As far as the sound of modern rock goes I think it comes from the desire to get things to sound so perfect it ends up sounding fake. Producers and mixers are so concerned with the frequency ranges, getting everything to sit as perfectly in the mix as they can; micro managing every peak, every tap of the delay, every microsecond of the reverb decay. Theres no randomness, the entire chain of recording is set up to eliminate the very possibility of anything out of the ordinary or undesireable sneaking onto the track. It's this sterility that I think affects the feel of modern rock. I'm all for getting a good recording, but not if it sacrifices to very essence of the song, which is fucked up for me to say because I record all digital using a POD and a drum machine, but out of necessity and not choice. It's not just Autotune and compression, it's the whole deal. The music is just overworked and the life has been taken from it. You have to have a little bit of that dirt, a little bit of that chaos, to create drama and excitement and too many modern rock recordings don't have that. And just like it has always been, if the big boys do it all the little guys want to do it too. So many low budget producers attempt to emulate the sound of the big guys, often at the request of bands that don't know the difference and just want to sound "pro", and they end up putting out even worse types of the same bland crap.

The one excuse many use is that they are just doing what the industry demands. Honestly though, if they know better and put out crap anyway, they need to shoulder much of the blame. As most bands have no real clue about how things really it is up to the producer and engineer to make them understand why some things sound better than others. The producer is in charge of the sound of the record, that's what he's hired for. By not standing against the wind and being honest about their work they are doing as much damage as the know-nothing record labels.

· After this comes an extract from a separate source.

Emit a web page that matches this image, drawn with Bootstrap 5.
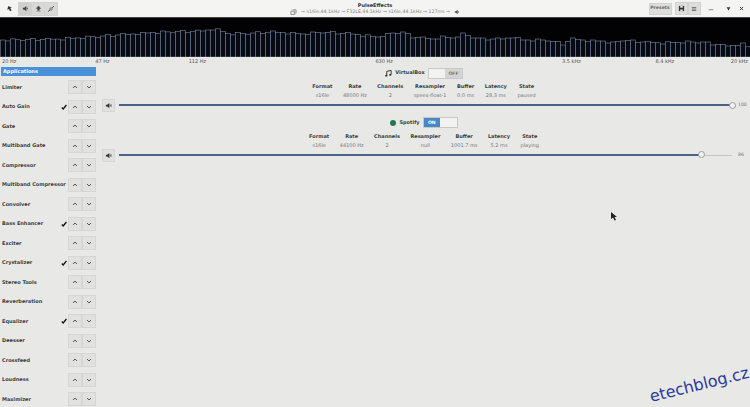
<!DOCTYPE html>
<html lang="en">
<head>
  <meta charset="UTF-8">
  <title>PulseEffects</title>
  <link href="https://cdn.jsdelivr.net/npm/bootstrap@5.3.0/dist/css/bootstrap.min.css" rel="stylesheet">
  <style>
    html, body { height: 100%; }
    body { background: #e8e8e7; font-family: "DejaVu Sans", sans-serif; font-size: 5px; color: #3a3f40; overflow: hidden; position: relative; width: 750px; height: 407px; }
    .titlebar { height: 18px; background: #f4f4f3; border-bottom: 1px solid #444; padding: 0 2.5px 0 3px; }
    .titlebtn { height: 13px; width: 13px; background: #dededd; border: 1px solid #d2d2d1; color: #333; padding: 0; flex: none; }
    .titlebtn.plain { background: transparent; border-color: transparent; }
    .titlegroup { margin-left: 2px; }
    .titlegroup .titlebtn { width: 14px; height: 14px; margin-right: -1px; background: #d9d9d8; }
    .titlegroup .titlebtn.active { background: #cfcfce; }
    .presetbtn { height: 12px; width: 23px; background: #dededd; border: 1px solid #d2d2d1; font-size: 4.6px; font-weight: 700; color: #666; padding: 0; margin-right: 3px; }
    .titlecenter { left: 0; right: 0; top: 1.500px; text-align: center; pointer-events: none; }
    .apptitle { font-weight: 700; font-size: 5px; line-height: 7px; color: #333; }
    .appsub { font-size: 4.7px; line-height: 6px; color: #888; margin-top: 0.500px; }
    .spectrum { display: block; width: 750px; height: 39px; background: #020205; }
    .freqs { height: 9px; line-height: 8px; color: #555; font-size: 5px; padding-left: 2px; padding-right: 2px; }
    .freqs span { width: 93.35px; flex: none; }
    .freqs span:nth-child(8) { width: auto; }
    .freqs span:last-child { flex: 1; width: auto; text-align: right; }
    .sidebar { width: 98px; flex: none; padding: 1px 2px 0 1px; }
    .apphead { height: 9px; line-height: 9px; background: #4a90d9; color: #fff; font-weight: 700; padding-left: 2px; font-size: 5px; margin-bottom: 1.5px; }
    .fxrow { height: 19.5px; }
    .fxname { font-weight: 700; font-size: 5px; color: #3c4142; white-space: nowrap; padding-left: 1px; min-width: 0; }
    .fxcheck { margin-right: 1px; flex: none; }
    .arrowbtn { width: 14px; height: 14px; background: #e1e1e0; border: 1px solid #d6d6d5; padding: 0; color: #555; flex: none; }
    .main { min-width: 0; padding-top: 1px; }
    .streamhead { height: 12px; gap: 3px; font-weight: 700; font-size: 5px; }
    .toggle { width: 35px; height: 11px; border: 1px solid #c8c8c7; background: #d4d4d3; font-size: 4.6px; font-weight: 700; }
    .toggle div { width: 50%; text-align: center; line-height: 9px; }
    .toggle .knob { background: #f2f2f1; }
    .toggle .ison { background: #4a86c8; color: #fff; }
    .toggle .isoff { color: #777; }
    .streamgrid { gap: 0 10.5px; margin-top: 3px; }
    .streamgrid div { text-align: center; line-height: 9px; color: #777; font-size: 5px; white-space: nowrap; }
    .streamgrid b { display: block; color: #3a3f40; font-size: 5px; }
    .sliderrow { height: 14px; padding-left: 4px; margin-top: -1.5px; }
    .mutebtn { width: 13px; height: 13px; background: #e1e1e0; border: 1px solid #d6d6d5; padding: 0; color: #333; margin-right: 4px; flex: none; }
    .track { height: 1px; background: #c4c4c3; flex: 1; position: relative; }
    .trackfill { height: 2px; top: -1px; left: 0; background: #4a6285; position: absolute; }
    .thumb { width: 7px; height: 7px; border-radius: 50%; background: #f4f4f3; border: 1px solid #9a9a99; position: absolute; top: -3.5px; margin-left: -3.5px; }
    .volnum { width: 18px; flex: none; padding-left: 6px; font-size: 4.6px; color: #777; }
    .secondstream { margin-top: 4px; }
    .dot { width: 6px; height: 6px; border-radius: 50%; background: #1f7a52; }
    .watermark { position: absolute; left: 652px; top: 389px; font-family: "DejaVu Sans", sans-serif; font-size: 16px; color: #2a3a9e; transform: rotate(-14deg); transform-origin: left bottom; line-height: 1; white-space: nowrap; }
    .pointer { position: absolute; left: 611px; top: 212px; }
  </style>
</head>
<body>

<div class="titlebar d-flex align-items-center position-relative">
  <button class="titlebtn plain d-flex align-items-center justify-content-center">
    <svg width="7" height="7" viewBox="0 0 8 8"><path d="M4 1 1 4h2v3h2V4h2z" fill="#333" transform="rotate(-30 4 4)"/></svg>
  </button>
  <div class="titlegroup d-flex">
    <button class="titlebtn active d-flex align-items-center justify-content-center">
      <svg width="7" height="7" viewBox="0 0 8 8"><path d="M1 3h1.500L5 1v6L2.500 5H1z" fill="#444"/><path d="M6 3v2" stroke="#444"/></svg>
    </button>
    <button class="titlebtn d-flex align-items-center justify-content-center">
      <svg width="7" height="7" viewBox="0 0 8 8"><path d="M4 1 1.500 4H3v2h2V4h1.500zM1.500 7h5" fill="#444" stroke="#444" stroke-width=".5"/></svg>
    </button>
    <button class="titlebtn d-flex align-items-center justify-content-center">
      <svg width="8" height="8" viewBox="0 0 8 8"><path d="M1 6.500 3 5M5 3l2-2" stroke="#555" fill="none"/><circle cx="4" cy="4" r="1.200" fill="none" stroke="#555" stroke-width=".7"/></svg>
    </button>
  </div>
  <div class="titlecenter position-absolute">
    <div class="apptitle">PulseEffects</div>
    <div class="appsub d-flex justify-content-center align-items-center gap-1">
      <svg width="7" height="6" viewBox="0 0 8 7"><path d="M3 1h4v4H6M1 2.500h4v4H1z" fill="none" stroke="#666" stroke-width=".8"/></svg>
      <span>&rarr; s16le,44.1kHz &rarr; F32LE,44.1kHz &rarr; s16le,44.1kHz &rarr; 127ms &rarr;</span>
      <svg width="6" height="6" viewBox="0 0 8 8"><path d="M1 3h1.500L5 1v6L2.500 5H1z" fill="#555"/><path d="M6 3v2" stroke="#555"/></svg>
    </div>
  </div>
  <div class="ms-auto d-flex align-items-center">
    <button class="presetbtn">Presets</button>
    <button class="titlebtn d-flex align-items-center justify-content-center">
      <svg width="7" height="7" viewBox="0 0 8 8"><path d="M1 1h6v6H1z" fill="#333"/><path d="M2.500 1v2h3V1M2.500 7V5h3v2" fill="#ddd"/></svg>
    </button>
    <button class="titlebtn d-flex align-items-center justify-content-center">
      <svg width="6" height="6" viewBox="0 0 8 8"><path d="M1 2h6M1 4h6M1 6h6" stroke="#555"/></svg>
    </button>
    <button class="titlebtn plain d-flex align-items-center justify-content-center ms-1">
      <svg width="6" height="6" viewBox="0 0 8 8"><path d="M1 5h6" stroke="#666"/></svg>
    </button>
    <button class="titlebtn plain d-flex align-items-center justify-content-center ms-1">
      <svg width="5" height="5" viewBox="0 0 8 8"><path d="M1 2h6L4 7z" fill="#333"/></svg>
    </button>
    <button class="titlebtn plain d-flex align-items-center justify-content-center">
      <svg width="5" height="5" viewBox="0 0 8 8"><path d="M1.500 1.500l5 5M6.500 1.500l-5 5" stroke="#333" stroke-width="1.500"/></svg>
    </button>
  </div>
</div>

<svg id="spectrum" class="spectrum" viewBox="0 0 750 39"></svg>

<div class="freqs d-flex">
  <span>20 Hz</span><span>47 Hz</span><span>112 Hz</span><span></span><span>630 Hz</span><span></span><span>3.5 kHz</span><span>8.4 kHz</span><span>20 kHz</span>
</div>

<div class="d-flex">
  <div class="sidebar">
    <div class="apphead">Applications</div>
    <div id="fxlist"></div>
  </div>

  <div class="main flex-fill">
    <div class="streamhead d-flex justify-content-center align-items-center">
      <svg width="7" height="7" viewBox="0 0 8 8"><path d="M2 6V1.500L7 .5V5" fill="none" stroke="#222"/><ellipse cx="1.500" cy="6.500" rx="1.300" ry="1" fill="#222"/><ellipse cx="6" cy="5.500" rx="1.300" ry="1" fill="#222"/></svg>
      <span>VirtualBox</span>
      <div class="toggle d-flex"><div class="knob"></div><div class="isoff">OFF</div></div>
    </div>
    <div class="streamgrid d-flex justify-content-center">
      <div><b>Format</b>s16le</div>
      <div><b>Rate</b>48000 Hz</div>
      <div><b>Channels</b>2</div>
      <div><b>Resampler</b>speex-float-1</div>
      <div><b>Buffer</b>0.0 ms</div>
      <div><b>Latency</b>28.3 ms</div>
      <div><b>State</b>paused</div>
    </div>
    <div class="sliderrow d-flex align-items-center">
      <button class="mutebtn d-flex align-items-center justify-content-center">
        <svg width="7" height="7" viewBox="0 0 8 8"><path d="M1 3h1.500L5 1v6L2.500 5H1z" fill="#333"/><path d="M6 3v2M7 2.500v3" stroke="#333" stroke-width=".7"/></svg>
      </button>
      <div class="track"><div class="trackfill" style="width:100%"></div><div class="thumb" style="left:100%"></div></div>
      <div class="volnum">100</div>
    </div>

    <div class="secondstream">
      <div class="streamhead d-flex justify-content-center align-items-center">
        <span class="dot"></span>
        <span>Spotify</span>
        <div class="toggle d-flex"><div class="ison">ON</div><div class="knob"></div></div>
      </div>
      <div class="streamgrid d-flex justify-content-center">
        <div><b>Format</b>s16le</div>
        <div><b>Rate</b>44100 Hz</div>
        <div><b>Channels</b>2</div>
        <div><b>Resampler</b>null</div>
        <div><b>Buffer</b>1001.7 ms</div>
        <div><b>Latency</b>5.2 ms</div>
        <div><b>State</b>playing</div>
      </div>
      <div class="sliderrow d-flex align-items-center">
        <button class="mutebtn d-flex align-items-center justify-content-center">
          <svg width="7" height="7" viewBox="0 0 8 8"><path d="M1 3h1.500L5 1v6L2.500 5H1z" fill="#333"/><path d="M6 3v2M7 2.500v3" stroke="#333" stroke-width=".7"/></svg>
        </button>
        <div class="track"><div class="trackfill" style="width:95%"></div><div class="thumb" style="left:95%"></div></div>
        <div class="volnum">86</div>
      </div>
    </div>
  </div>
</div>

<svg class="pointer" width="6" height="9" viewBox="0 0 6 9"><path d="M0 0v7l2-1.500L3.500 8.500 5 8 3.500 5H6z" fill="#222"/></svg>
<div class="watermark">etechblog.cz</div>

<script>
  // spectrum bar tops, sampled by x along the window
  const tops = [[0,22],[60,21],[100,18],[160,14],[200,13],[210,11],[216,12],[226,16],[250,15],[270,14],[300,16],[320,14],[350,16],[375,19],[390,15],[400,14],[410,19],[430,21],[440,19],[450,20],[460,16],[470,19],[480,21],[500,21],[510,19],[520,22],[545,22],[560,26],[570,21],[590,23],[600,23],[610,25],[620,22],[640,24],[660,25],[680,24],[700,24],[710,26],[725,28],[740,26],[749,31]];
  const jitter = [0,1,-1,0,1,0,-1,1,0,-1,0,0,1,-1,0];
  const svg = document.getElementById('spectrum');
  let bars = '';
  for (let i = 0; i < 150; i++) {
    const x = i * 5;
    let k = 0;
    while (k < tops.length - 2 && tops[k + 1][0] < x) k++;
    const [x0, y0] = tops[k], [x1, y1] = tops[k + 1];
    const top = y0 + (y1 - y0) * (x - x0) / (x1 - x0) + jitter[i % 15];
    bars += `<rect x="${x + 0.5}" y="${top}" width="5" height="${39 - top}" fill="#070a12" stroke="#76869e" stroke-width=".6"/>`;
  }
  svg.innerHTML = bars;

  const effects = [
    ['Limiter', false], ['Auto Gain', true], ['Gate', false], ['Multiband Gate', false],
    ['Compressor', false], ['Multiband Compressor', false], ['Convolver', false],
    ['Bass Enhancer', true], ['Exciter', false], ['Crystalizer', true], ['Stereo Tools', false],
    ['Reverberation', false], ['Equalizer', true], ['Deesser', false], ['Crossfeed', false],
    ['Loudness', false], ['Maximizer', false]
  ];
  const up = '<svg width="6" height="4" viewBox="0 0 6 4"><path d="M1 3 3 1l2 2" fill="none" stroke="#555"/></svg>';
  const down = '<svg width="6" height="4" viewBox="0 0 6 4"><path d="M1 1l2 2 2-2" fill="none" stroke="#555"/></svg>';
  const check = '<svg class="fxcheck" width="6" height="6" viewBox="0 0 6 6"><path d="M.8 3.500 2.200 5 5.400 1" fill="none" stroke="#111" stroke-width="1.300"/></svg>';
  const list = document.getElementById('fxlist');
  effects.forEach(([name, on]) => {
    const row = document.createElement('div');
    row.className = 'fxrow d-flex align-items-center';
    row.innerHTML = `
      <span class="fxname flex-fill">${name}</span>
      ${on ? check : ''}
      <button class="arrowbtn d-flex align-items-center justify-content-center">${up}</button>
      <button class="arrowbtn d-flex align-items-center justify-content-center">${down}</button>
    `;
    list.appendChild(row);
  });
</script>

<script src="https://cdn.jsdelivr.net/npm/bootstrap@5.3.0/dist/js/bootstrap.bundle.min.js"></script>
</body>
</html>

Perhaps the biggest problem is the idea that we have to have big rock music. Most of the best music, the music that inspired a lot of people to want to make music in the firs place, comes out of small labels and little bands that flare up and die in a righteous fire of activity. You talk to a lot of musicians and their big influences usually end up being some little band that no one has realy heard of, or the guys that just never seemed to break through. There is more than just the music as it is written and played, though that is usually a major factor. The records, given to their low budget nature, are usually very raw and real sounding. The rawness puts the emphasis on the music itself, making the music more important than the recording. That doesn't happen much in big rock because labels are afraid to try and sell music. They sell a sound and an image that doesnt often have much of anyhing to do with whats being recorded.

So maybe that's what needs to be done again. Maybe the music needs to be taken out of the realm of the pristine and the sonically perfect and dragged back throuhg the mud. Bands should go back to the crappy garage and basement studios where the equipment is older than the floors and doesnt always work right. Maybe we should stop worrying about how the music sounds and concentrate on how it feels and what it says.

Or maybe I should just put my thumb back in my ass and leave this kind of thing to the pros'.
 
some music that is good in my opinion, but not well known: rufus wainwright, of montreal, beulah, brazilian girls, shapiro, the dissociatives (a side project of the lead singer from silverchair), then of course coldplay and fiona apple (but I think they're much better known)... oh yeah and my band is probably the best and we're having a lot of success here. ;)
 
5 words....QUEENS OF THE STONE AGE...the "real" saviors of rock.